In the midst of trademark battles in China, New Balance is policing its famous “N” and the source-identifying design of its 574 sneaker in the U.S., with the sneaker-maker filing suit against Michael Kors, arguing that the fashion brand “recently began using an N design on footwear that is virtually identical and confusingly similar to” its own mark, as well as the trade dress-protected design of its 574 sneakers. According to the complaint that it filed in a federal court in Massachusetts on Wednesday, New Balance claims that Kors’ “intentional adoption of a letter N on footwear is likely to cause confusion among consumers and/or suggest an affiliation, connection, or association [with] New Balance” when no such affiliation exists.
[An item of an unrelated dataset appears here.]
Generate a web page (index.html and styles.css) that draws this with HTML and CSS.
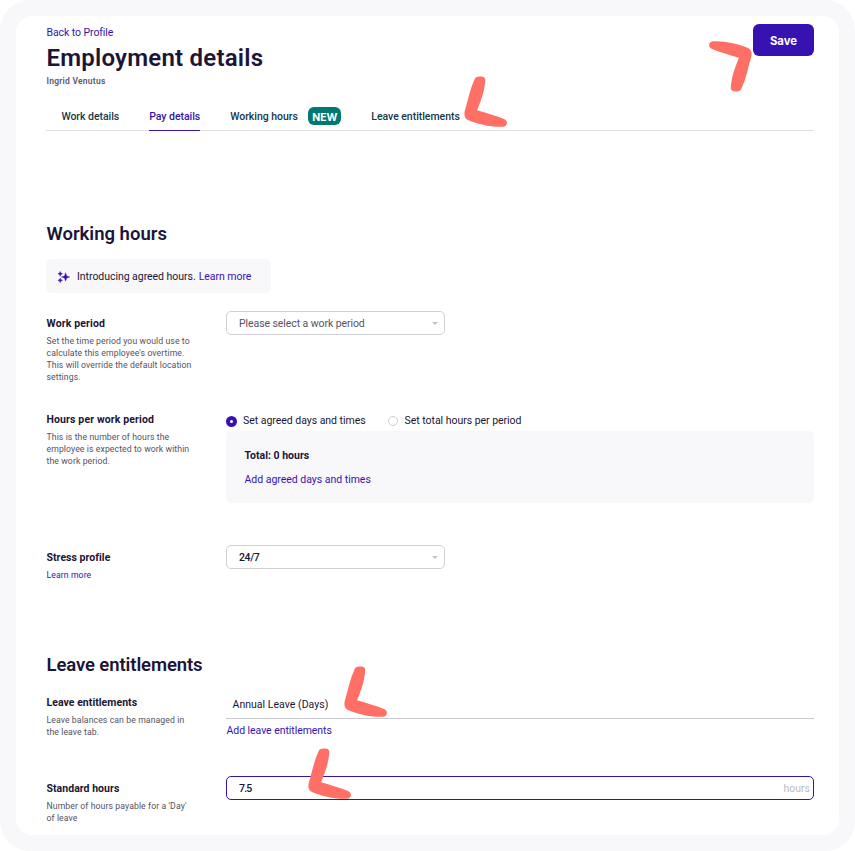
FILE: index.html
```html
<!DOCTYPE html>
<html lang="en">
<head>
<meta charset="utf-8">
<title>Employment details</title>
<link rel="stylesheet" href="styles.css">
</head>
<body>
<svg class="defs" aria-hidden="true">
  <symbol id="pointer" viewBox="0 0 44 52">
    <path d="M10.600 3.200C11.600.9 13.400.3 17.200.6c3.100.2 4.200 1.400 4 3.800C20.600 14.500 17.400 23.800 13.100 34.300c9.500 2.900 18.300 5.300 26.900 8.800 4.500 1.800 3.600 7.300-1.200 7.700C27.500 51.400 13.200 48.200 3.500 43.800.2 42.300-.2 37.600 1 34.300 4.200 23.300 6 13 10.600 3.200Z"/>
  </symbol>
</svg>
<div class="frame">
<main class="card">
  <header class="header">
    <div>
      <a class="back">Back to Profile</a>
      <h1 class="title">Employment details</h1>
      <p class="person">Ingrid Venutus</p>
    </div>
    <button class="save">Save</button>
    <svg class="pointer pointer-save"><use href="#pointer"/></svg>
  </header>
  <nav class="tabs">
    <a class="tab">Work details</a>
    <a class="tab active">Pay details</a>
    <a class="tab"><span>Working hours</span><span class="badge">NEW</span></a>
    <a class="tab">Leave entitlements<svg class="pointer pointer-tab"><use href="#pointer"/></svg></a>
  </nav>

  <section>
    <h2 class="heading">Working hours</h2>
    <div class="banner">
      <svg class="sparkle" viewBox="0 0 12 12"><path d="M7.600 1.800 8.700 4.900 11.800 6 8.700 7.100 7.600 10.200 6.500 7.100 3.400 6 6.500 4.900ZM2.200.4l.7 1.700 1.700.7-1.700.7-.7 1.700-.7-1.700L-.1 2.800l1.600-.7ZM2.200 7l.7 1.600 1.700.7-1.700.7-.7 1.700L1.500 10l-1.600-.7 1.600-.7Z"/></svg>
      <span>Introducing agreed hours.</span> <a class="learn">Learn more</a>
    </div>
    <div class="row row-period">
      <div class="info">
        <h3 class="label label-wide">Work period</h3>
        <p class="help">Set the time period you would use to<br>calculate this employee's overtime.<br>This will override the default location<br>settings.</p>
      </div>
      <div class="select placeholder"><span>Please select a work period</span><i class="caret"></i></div>
    </div>
    <div class="row row-agreed">
      <div class="info">
        <h3 class="label label-wide">Hours per work period</h3>
        <p class="help">This is the number of hours the<br>employee is expected to work within<br>the work period.</p>
      </div>
      <div>
        <div class="radios">
          <label class="option first"><i class="radio on"></i><span>Set agreed days and times</span></label>
          <label class="option"><i class="radio"></i><span>Set total hours per period</span></label>
        </div>
        <div class="panel"><strong class="total">Total: 0 hours</strong><a class="add-days">Add agreed days and times</a></div>
      </div>
    </div>
    <div class="row row-stress">
      <div class="info">
        <h3 class="label">Stress profile</h3>
        <p class="help"><a>Learn more</a></p>
      </div>
      <div class="select profile"><span>24/7</span><i class="caret"></i></div>
    </div>
  </section>

  <section>
    <h2 class="heading heading-leave">Leave entitlements</h2>
    <div class="row row-leave">
      <div class="info">
        <h3 class="label">Leave entitlements</h3>
        <p class="help">Leave balances can be managed in<br>the leave tab.</p>
      </div>
      <div>
        <div class="entry">Annual Leave (Days)<svg class="pointer pointer-entry"><use href="#pointer"/></svg></div>
        <a class="add-leave">Add leave entitlements</a>
      </div>
    </div>
    <div class="row row-standard">
      <div class="info">
        <h3 class="label">Standard hours</h3>
        <p class="help">Number of hours payable for a 'Day'<br>of leave</p>
      </div>
      <div class="input"><span class="value">7.5</span><span class="unit">hours</span><svg class="pointer pointer-input"><use href="#pointer"/></svg></div>
    </div>
  </section>
</main>
</div>
</body>
</html>
```
FILE: styles.css
```css
* { box-sizing: border-box; }
body { margin: 0; background: #fff; color: #1b1537; font: 500 10.5px/16px Roboto, "Liberation Sans", sans-serif; }
h1, h2, h3, p { margin: 0; }
a { color: #3612b0; }
.defs { display: none; }
.frame { height: 851px; padding: 16px; border-radius: 30px; background: #f8f8fb; }
.card { height: 819px; padding: 8px 25px 0 30px; border-radius: 16px; background: #fff; overflow: hidden; }

.header { position: relative; display: flex; justify-content: space-between; align-items: flex-start; height: 74px; padding-left: .5px; }
.back { display: block; padding-top: 1px; font-weight: 400; letter-spacing: -.08px; }
.title { font-size: 24px; line-height: 34px; font-weight: 600; letter-spacing: .22px; }
.person { font-size: 8.5px; line-height: 12px; color: #5b5867; font-weight: 600; letter-spacing: .25px; }
.save { width: 61px; height: 32px; border: 0; border-radius: 6px; background: #3612b0; color: #fff; font: 700 11.3px/32px Inter, sans-serif; padding: 1px 0 0; }

.tabs { display: flex; height: 33px; margin-bottom: 91px; padding-left: 15.4px; gap: 30px; border-bottom: 1px solid #dfdfe8; }
.tab { position: relative; display: flex; height: 33px; padding-top: 11px; color: #18374a; white-space: nowrap; letter-spacing: -.04px; }
.tab.active { color: #3612b0; border-bottom: 1px solid #3612b0; }
.badge { width: 33px; height: 18px; margin: -2px 0 0 10.5px; border-radius: 6px; background: #017872; color: #fff; text-align: center; font: 700 10.5px/21px Inter, sans-serif; }

.heading { padding-left: .5px; font-size: 18.5px; line-height: 24px; font-weight: 600; }
.heading-leave { padding-top: 1px; letter-spacing: -.1px; }
.banner { display: flex; align-items: center; width: 225px; height: 34px; margin: 13px 0 18px; padding: 1px 0 0 12px; border-radius: 5px; background: #f8f8fb; font-weight: 400; white-space: nowrap; letter-spacing: -.04px; }
.sparkle { width: 12px; height: 12px; margin-right: 7px; fill: #3612b0; stroke: #3612b0; stroke-width: .4; overflow: visible; }
.learn { margin-left: 3px; }

.row { display: grid; grid-template-columns: 180px 588px; align-items: start; }
.row-period { height: 96px; }
.row-agreed { height: 138px; }
.row-stress { height: 107px; }
.row-leave { height: 86px; margin-top: 13px; }
.info { padding: 5px 0 0 .5px; }
.label { font-size: 10.5px; line-height: 16px; font-weight: 700; letter-spacing: .04px; }
.label-wide { letter-spacing: .13px; }
.help { padding-top: 3px; color: #55525f; font-size: 8.7px; line-height: 12px; font-weight: 400; white-space: nowrap; letter-spacing: .085px; }

.select { display: flex; align-items: center; justify-content: space-between; width: 219px; height: 24px; padding: 1px 6px 0 12px; border: 1px solid #cfcfd5; border-radius: 5px; }
.placeholder { color: #55525f; font-weight: 400; letter-spacing: -.08px; }
.profile { letter-spacing: -.4px; }
.caret { border: 3px solid transparent; border-top: 3px solid #c2c2ca; border-bottom: 0; }

.radios { display: flex; height: 24px; padding-top: 6px; gap: 22px; font-weight: 400; letter-spacing: -.03px; white-space: nowrap; }
.option { display: flex; align-items: center; height: 16px; }
.option.first { width: 140px; }
.radio { flex: none; width: 10px; height: 10px; margin-right: 6.5px; border: 1px solid #cfcfd5; border-radius: 50%; }
.radio.on { width: 11px; height: 11px; margin-right: 6px; border: 4px solid #3612b0; }
.panel { display: flex; flex-direction: column; gap: 8px; height: 72px; padding: 17px 18.5px; border-radius: 5px; background: #f8f8fb; }
.total { font-weight: 700; }
.add-days { font-weight: 400; letter-spacing: -.02px; }

.entry { position: relative; height: 29px; padding: 7px 6.5px 0; border-bottom: 1px solid #c9c9d0; font-weight: 400; letter-spacing: .03px; }
.add-leave { display: block; padding: 4px 0 0 .5px; font-weight: 400; letter-spacing: -.06px; }
.input { position: relative; display: flex; align-items: center; justify-content: space-between; height: 24px; padding: 2px 3px 0 12px; border: 1px solid #3612b0; border-radius: 5px; }
.value { letter-spacing: -.8px; }
.unit { color: #bcbcc2; font-weight: 400; }

.pointer { position: absolute; z-index: 1; width: 44px; height: 52px; fill: #ff6f65; overflow: visible; }
.pointer-save { left: 662px; top: 16px; transform: rotate(180deg); }
.pointer-tab { left: 92.5px; top: -22px; }
.pointer-entry { left: 118px; top: -24px; }
.pointer-input { left: 81px; top: -29px; }
```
Setting the stage in the newly-filed complaint, New Balance assets that it has “exclusively used the letter N as a trademark on footwear since the 1970s,” selling “hundreds of millions of pairs of shoes bearing N Marks worldwide, which represent many billions of dollars in sales.” Beyond the N trademark, alone, New Balance assets that it has made “long-standing and widespread use of the N Mark with saddle device, and the 574 trade dress,” the latter of which is the company’s “best-selling shoe worldwide, with sales of more than 7,000,000 pairs projected in 2021. It is one of the most popular athletic shoe designs sold by any manufacturer in the world.”
Against that background, New Balance alleges that Kors recently began making and selling lookalike sneakers, namely, the “Pippin” and “Olympia” models, which “use a prominent N design that is partially incorporated on the saddle.” (Per New Balance, a “saddle” is a layered cut piece located at the mid-foot that wraps around top and bottom of the laces to the other side.) Specifically addressing the Pippin shoe, New Balance claims that “consumer confusion is a near certainty because the Michael Kors N design appears in a virtually identical commercial context; namely, incorporated into the saddle of a shoe design that strongly evokes the New Balance 574 trade dress.”
Given its consistent and widespread use of – and the resulting fame of – its marks, New Balance argues that Kors’ adoption of similar designs is hardly a coincidence, and in fact, the New York-based brand “must have known of New Balance’s rights in the marks.”
To make matters worse, New Balance assets that “Michael Kors (the individual) is a well-known ‘fan’ of New Balance, which increases the potential for consumers to mistakenly believe that the Michael Kors products are licensed by or affiliated with New Balance,” which points to a Harper’s Bazaar interview in which Mr. Kors states that he has “a good 15 pairs of New Balance in black, and I don’t always wear black. In the summer I’ll go to this dusty putty color. That’s my summer shoe.”
Ultimately, New Balance argues that Kors’ “intentional adoption” of a letter N on lookalike footwear constitutes trademark infringement and a false designation of origin, as well as trademark dilution, as it is “likely to dilute the distinctive source identifying quality of the famous N marks.” As such, New Balance sets out claims of federal trademark infringement, trademark, dilution and unfair competition, as well as dilution under Massachusetts state law, and is seeking monetary damages, as well as injunctive relief to bar Kors from further infringing and diluting its marks.
Beyond that, New Balance has asked the court to issue an order “directing the destruction of: (i) all infringing products, including all recalled infringing products; (ii) any other footwear products that use a copy, reproduction, or colorable imitation of the N Marks and N Mark with Saddle Device in Defendant’s possession or control; (iii) all advertising materials related to the infringing products in Defendant’s possession, custody, or control, including on the Internet.”
The case comes after New Balance nabbed a win early this year in a trademark case that is part of a larger and long-running legal battle that has pitted it against New Barlun, a Chinese sportswear company that has been trading on its name and various trademarks for more than 15 years. In a decision dated January 5, the Shanghai Huangpu District Court ordered New Barlun Co. Ltd and Shanghai Shiyi Trade Co. Ltd to pay damages of RMB 25 million ($3.85 million) to New Balance, in one of the largest judgments awarded to a trademark holder in the sportswear market in China to date.
Siding with New Balance, the court found that New Barlun’s lookalike sneakers generated substantial revenues for the company, which is viewed as one of the “most prolific and aggressive copycat brands” in the Chinese sportswear space, and that such success was largely attributable to the fame and reputation of the New Balance brand and its “N” trademark in China. The court also revealed that the defendants had acted in bad faith when they continued to operate even after the court had issued an interim injunction order barring them from manufacturing and selling the infringing footwear for the duration of the case.
A rep for Kors was not immediately available for comment.
The case is New Balance Athletics, Inc. v. Michael Kors USA, Inc., 1:21-cv-11305 (D. Mass.)